Exercise brief: Omit every picture and return the rest of the data unaltered.

Dataset records:
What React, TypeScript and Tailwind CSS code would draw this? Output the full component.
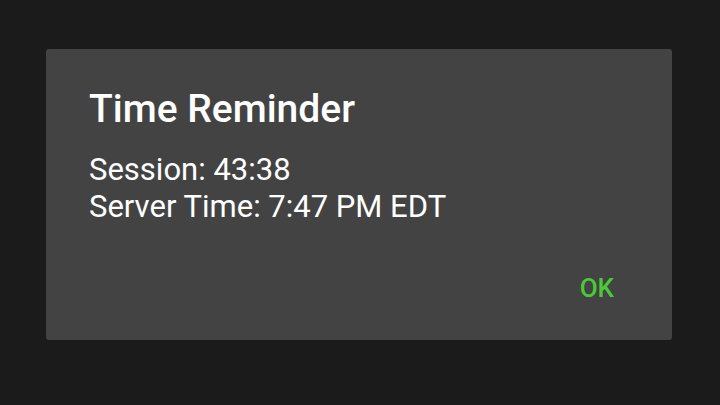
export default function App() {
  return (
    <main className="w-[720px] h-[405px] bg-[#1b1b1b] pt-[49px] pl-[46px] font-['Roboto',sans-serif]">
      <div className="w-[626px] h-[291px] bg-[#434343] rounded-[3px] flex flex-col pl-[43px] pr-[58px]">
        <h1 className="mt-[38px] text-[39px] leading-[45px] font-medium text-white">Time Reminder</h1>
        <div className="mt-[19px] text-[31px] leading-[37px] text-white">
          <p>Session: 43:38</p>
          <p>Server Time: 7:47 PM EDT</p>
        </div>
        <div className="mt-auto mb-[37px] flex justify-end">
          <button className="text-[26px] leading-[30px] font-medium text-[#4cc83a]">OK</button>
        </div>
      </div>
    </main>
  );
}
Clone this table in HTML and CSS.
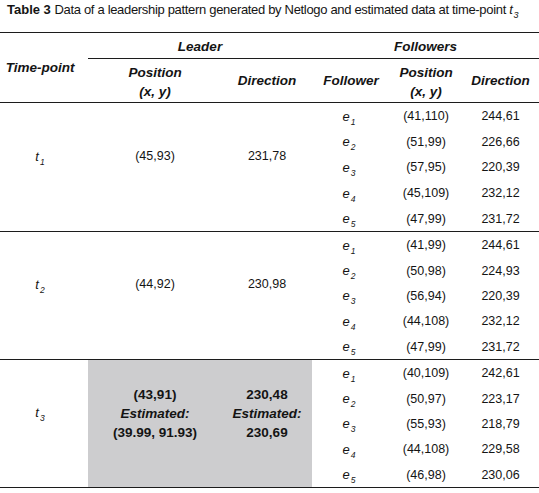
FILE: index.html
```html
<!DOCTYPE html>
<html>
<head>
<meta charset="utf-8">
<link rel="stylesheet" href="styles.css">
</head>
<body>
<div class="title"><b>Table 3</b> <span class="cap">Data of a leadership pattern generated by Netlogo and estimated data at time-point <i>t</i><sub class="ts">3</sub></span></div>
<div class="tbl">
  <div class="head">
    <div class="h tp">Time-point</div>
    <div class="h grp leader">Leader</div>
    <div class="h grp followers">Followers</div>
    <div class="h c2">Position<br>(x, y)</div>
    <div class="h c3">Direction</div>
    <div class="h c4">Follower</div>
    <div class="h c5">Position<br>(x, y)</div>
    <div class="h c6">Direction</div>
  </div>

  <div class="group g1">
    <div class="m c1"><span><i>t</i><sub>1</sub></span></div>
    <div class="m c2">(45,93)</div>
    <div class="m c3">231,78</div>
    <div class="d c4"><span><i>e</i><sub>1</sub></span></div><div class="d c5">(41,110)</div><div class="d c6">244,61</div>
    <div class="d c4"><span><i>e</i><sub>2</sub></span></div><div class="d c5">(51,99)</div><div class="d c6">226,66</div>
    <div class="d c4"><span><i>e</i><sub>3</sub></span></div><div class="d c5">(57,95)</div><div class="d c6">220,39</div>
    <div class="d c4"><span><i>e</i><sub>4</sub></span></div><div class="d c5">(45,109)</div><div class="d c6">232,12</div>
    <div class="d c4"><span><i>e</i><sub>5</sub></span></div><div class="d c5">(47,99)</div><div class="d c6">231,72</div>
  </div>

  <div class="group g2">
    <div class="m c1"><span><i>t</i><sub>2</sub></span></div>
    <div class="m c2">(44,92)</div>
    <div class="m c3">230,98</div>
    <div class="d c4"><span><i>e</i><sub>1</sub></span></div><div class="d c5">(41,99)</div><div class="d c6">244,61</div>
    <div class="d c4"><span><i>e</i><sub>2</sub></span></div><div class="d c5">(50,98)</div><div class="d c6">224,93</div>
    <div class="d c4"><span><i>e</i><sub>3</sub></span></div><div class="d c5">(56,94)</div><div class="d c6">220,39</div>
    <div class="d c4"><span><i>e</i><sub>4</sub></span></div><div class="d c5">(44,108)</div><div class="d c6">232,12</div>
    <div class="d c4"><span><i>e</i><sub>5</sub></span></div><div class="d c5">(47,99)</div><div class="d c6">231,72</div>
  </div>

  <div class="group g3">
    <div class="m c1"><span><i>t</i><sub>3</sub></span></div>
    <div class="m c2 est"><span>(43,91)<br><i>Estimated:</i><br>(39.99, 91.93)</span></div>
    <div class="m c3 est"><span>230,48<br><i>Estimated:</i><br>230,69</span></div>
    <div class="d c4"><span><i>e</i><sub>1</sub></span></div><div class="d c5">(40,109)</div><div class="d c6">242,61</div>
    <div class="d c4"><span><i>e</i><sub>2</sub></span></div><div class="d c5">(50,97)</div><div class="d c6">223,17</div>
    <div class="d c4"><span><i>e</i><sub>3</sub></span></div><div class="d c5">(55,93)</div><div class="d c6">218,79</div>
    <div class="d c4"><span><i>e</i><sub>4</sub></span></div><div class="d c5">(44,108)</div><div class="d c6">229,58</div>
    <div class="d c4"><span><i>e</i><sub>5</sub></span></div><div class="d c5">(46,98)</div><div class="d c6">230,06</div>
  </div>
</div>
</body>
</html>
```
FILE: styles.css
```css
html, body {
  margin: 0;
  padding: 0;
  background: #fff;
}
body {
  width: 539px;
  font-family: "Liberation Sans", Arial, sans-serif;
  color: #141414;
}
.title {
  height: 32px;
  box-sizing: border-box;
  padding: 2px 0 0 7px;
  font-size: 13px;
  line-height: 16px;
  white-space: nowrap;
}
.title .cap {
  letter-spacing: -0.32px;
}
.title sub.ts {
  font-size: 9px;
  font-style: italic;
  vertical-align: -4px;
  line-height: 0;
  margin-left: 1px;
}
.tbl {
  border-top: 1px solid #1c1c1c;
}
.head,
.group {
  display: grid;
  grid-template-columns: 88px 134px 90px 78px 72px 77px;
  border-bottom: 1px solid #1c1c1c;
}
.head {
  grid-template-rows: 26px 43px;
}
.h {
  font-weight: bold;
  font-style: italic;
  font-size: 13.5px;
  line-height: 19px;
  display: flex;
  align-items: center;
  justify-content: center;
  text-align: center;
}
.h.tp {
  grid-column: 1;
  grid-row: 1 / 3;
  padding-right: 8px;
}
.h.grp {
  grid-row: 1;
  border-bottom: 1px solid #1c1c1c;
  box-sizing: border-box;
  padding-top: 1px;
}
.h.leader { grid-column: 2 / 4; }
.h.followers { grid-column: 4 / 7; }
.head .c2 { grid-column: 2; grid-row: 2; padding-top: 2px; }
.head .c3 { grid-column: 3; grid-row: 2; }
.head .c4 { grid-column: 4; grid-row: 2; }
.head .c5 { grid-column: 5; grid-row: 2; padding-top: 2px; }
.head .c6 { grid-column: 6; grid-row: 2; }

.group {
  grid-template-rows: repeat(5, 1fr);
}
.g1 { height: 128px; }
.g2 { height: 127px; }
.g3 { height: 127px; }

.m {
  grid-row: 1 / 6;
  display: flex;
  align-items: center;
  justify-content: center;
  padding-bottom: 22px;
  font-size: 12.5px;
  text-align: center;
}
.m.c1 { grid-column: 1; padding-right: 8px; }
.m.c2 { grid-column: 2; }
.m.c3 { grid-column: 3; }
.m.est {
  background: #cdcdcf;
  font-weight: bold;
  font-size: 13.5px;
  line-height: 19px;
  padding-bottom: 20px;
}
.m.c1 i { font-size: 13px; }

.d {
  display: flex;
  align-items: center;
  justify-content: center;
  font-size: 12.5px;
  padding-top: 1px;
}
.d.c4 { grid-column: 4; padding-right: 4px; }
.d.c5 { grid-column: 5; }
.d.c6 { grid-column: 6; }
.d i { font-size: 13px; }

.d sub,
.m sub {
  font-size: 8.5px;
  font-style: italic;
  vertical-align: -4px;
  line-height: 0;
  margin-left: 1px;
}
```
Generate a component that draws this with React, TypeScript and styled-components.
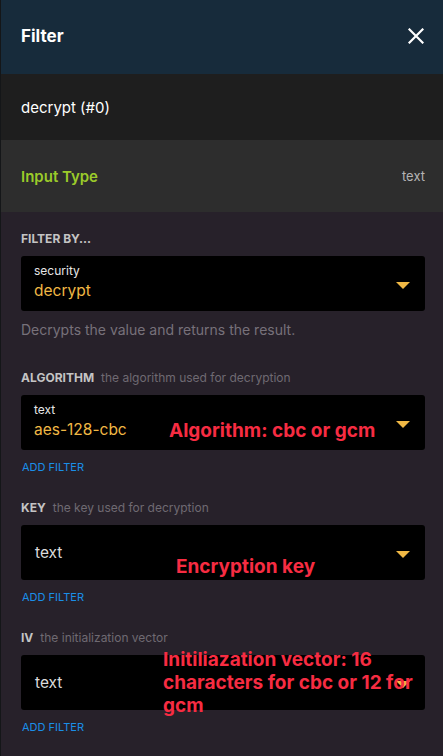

Expected output:
What React, TypeScript and Tailwind CSS code would draw this? Output the full component.
export default function App() {
  return (
    <main className="w-[720px] h-[405px] bg-[#1b1b1b] pt-[49px] pl-[46px] font-['Roboto',sans-serif]">
      <div className="w-[626px] h-[291px] bg-[#434343] rounded-[3px] flex flex-col pl-[43px] pr-[58px]">
        <h1 className="mt-[38px] text-[39px] leading-[45px] font-medium text-white">Time Reminder</h1>
        <div className="mt-[19px] text-[31px] leading-[37px] text-white">
          <p>Session: 43:38</p>
          <p>Server Time: 7:47 PM EDT</p>
        </div>
        <div className="mt-auto mb-[37px] flex justify-end">
          <button className="text-[26px] leading-[30px] font-medium text-[#4cc83a]">OK</button>
        </div>
      </div>
    </main>
  );
}
Clone this table in HTML and CSS.
FILE: index.html
```html
<!DOCTYPE html>
<html>
<head>
<meta charset="utf-8">
<link rel="stylesheet" href="styles.css">
</head>
<body>
<div class="title"><b>Table 3</b> <span class="cap">Data of a leadership pattern generated by Netlogo and estimated data at time-point <i>t</i><sub class="ts">3</sub></span></div>
<div class="tbl">
  <div class="head">
    <div class="h tp">Time-point</div>
    <div class="h grp leader">Leader</div>
    <div class="h grp followers">Followers</div>
    <div class="h c2">Position<br>(x, y)</div>
    <div class="h c3">Direction</div>
    <div class="h c4">Follower</div>
    <div class="h c5">Position<br>(x, y)</div>
    <div class="h c6">Direction</div>
  </div>

  <div class="group g1">
    <div class="m c1"><span><i>t</i><sub>1</sub></span></div>
    <div class="m c2">(45,93)</div>
    <div class="m c3">231,78</div>
    <div class="d c4"><span><i>e</i><sub>1</sub></span></div><div class="d c5">(41,110)</div><div class="d c6">244,61</div>
    <div class="d c4"><span><i>e</i><sub>2</sub></span></div><div class="d c5">(51,99)</div><div class="d c6">226,66</div>
    <div class="d c4"><span><i>e</i><sub>3</sub></span></div><div class="d c5">(57,95)</div><div class="d c6">220,39</div>
    <div class="d c4"><span><i>e</i><sub>4</sub></span></div><div class="d c5">(45,109)</div><div class="d c6">232,12</div>
    <div class="d c4"><span><i>e</i><sub>5</sub></span></div><div class="d c5">(47,99)</div><div class="d c6">231,72</div>
  </div>

  <div class="group g2">
    <div class="m c1"><span><i>t</i><sub>2</sub></span></div>
    <div class="m c2">(44,92)</div>
    <div class="m c3">230,98</div>
    <div class="d c4"><span><i>e</i><sub>1</sub></span></div><div class="d c5">(41,99)</div><div class="d c6">244,61</div>
    <div class="d c4"><span><i>e</i><sub>2</sub></span></div><div class="d c5">(50,98)</div><div class="d c6">224,93</div>
    <div class="d c4"><span><i>e</i><sub>3</sub></span></div><div class="d c5">(56,94)</div><div class="d c6">220,39</div>
    <div class="d c4"><span><i>e</i><sub>4</sub></span></div><div class="d c5">(44,108)</div><div class="d c6">232,12</div>
    <div class="d c4"><span><i>e</i><sub>5</sub></span></div><div class="d c5">(47,99)</div><div class="d c6">231,72</div>
  </div>

  <div class="group g3">
    <div class="m c1"><span><i>t</i><sub>3</sub></span></div>
    <div class="m c2 est"><span>(43,91)<br><i>Estimated:</i><br>(39.99, 91.93)</span></div>
    <div class="m c3 est"><span>230,48<br><i>Estimated:</i><br>230,69</span></div>
    <div class="d c4"><span><i>e</i><sub>1</sub></span></div><div class="d c5">(40,109)</div><div class="d c6">242,61</div>
    <div class="d c4"><span><i>e</i><sub>2</sub></span></div><div class="d c5">(50,97)</div><div class="d c6">223,17</div>
    <div class="d c4"><span><i>e</i><sub>3</sub></span></div><div class="d c5">(55,93)</div><div class="d c6">218,79</div>
    <div class="d c4"><span><i>e</i><sub>4</sub></span></div><div class="d c5">(44,108)</div><div class="d c6">229,58</div>
    <div class="d c4"><span><i>e</i><sub>5</sub></span></div><div class="d c5">(46,98)</div><div class="d c6">230,06</div>
  </div>
</div>
</body>
</html>
```
FILE: styles.css
```css
html, body {
  margin: 0;
  padding: 0;
  background: #fff;
}
body {
  width: 539px;
  font-family: "Liberation Sans", Arial, sans-serif;
  color: #141414;
}
.title {
  height: 32px;
  box-sizing: border-box;
  padding: 2px 0 0 7px;
  font-size: 13px;
  line-height: 16px;
  white-space: nowrap;
}
.title .cap {
  letter-spacing: -0.32px;
}
.title sub.ts {
  font-size: 9px;
  font-style: italic;
  vertical-align: -4px;
  line-height: 0;
  margin-left: 1px;
}
.tbl {
  border-top: 1px solid #1c1c1c;
}
.head,
.group {
  display: grid;
  grid-template-columns: 88px 134px 90px 78px 72px 77px;
  border-bottom: 1px solid #1c1c1c;
}
.head {
  grid-template-rows: 26px 43px;
}
.h {
  font-weight: bold;
  font-style: italic;
  font-size: 13.5px;
  line-height: 19px;
  display: flex;
  align-items: center;
  justify-content: center;
  text-align: center;
}
.h.tp {
  grid-column: 1;
  grid-row: 1 / 3;
  padding-right: 8px;
}
.h.grp {
  grid-row: 1;
  border-bottom: 1px solid #1c1c1c;
  box-sizing: border-box;
  padding-top: 1px;
}
.h.leader { grid-column: 2 / 4; }
.h.followers { grid-column: 4 / 7; }
.head .c2 { grid-column: 2; grid-row: 2; padding-top: 2px; }
.head .c3 { grid-column: 3; grid-row: 2; }
.head .c4 { grid-column: 4; grid-row: 2; }
.head .c5 { grid-column: 5; grid-row: 2; padding-top: 2px; }
.head .c6 { grid-column: 6; grid-row: 2; }

.group {
  grid-template-rows: repeat(5, 1fr);
}
.g1 { height: 128px; }
.g2 { height: 127px; }
.g3 { height: 127px; }

.m {
  grid-row: 1 / 6;
  display: flex;
  align-items: center;
  justify-content: center;
  padding-bottom: 22px;
  font-size: 12.5px;
  text-align: center;
}
.m.c1 { grid-column: 1; padding-right: 8px; }
.m.c2 { grid-column: 2; }
.m.c3 { grid-column: 3; }
.m.est {
  background: #cdcdcf;
  font-weight: bold;
  font-size: 13.5px;
  line-height: 19px;
  padding-bottom: 20px;
}
.m.c1 i { font-size: 13px; }

.d {
  display: flex;
  align-items: center;
  justify-content: center;
  font-size: 12.5px;
  padding-top: 1px;
}
.d.c4 { grid-column: 4; padding-right: 4px; }
.d.c5 { grid-column: 5; }
.d.c6 { grid-column: 6; }
.d i { font-size: 13px; }

.d sub,
.m sub {
  font-size: 8.5px;
  font-style: italic;
  vertical-align: -4px;
  line-height: 0;
  margin-left: 1px;
}
```
Generate a component that draws this with React, TypeScript and styled-components.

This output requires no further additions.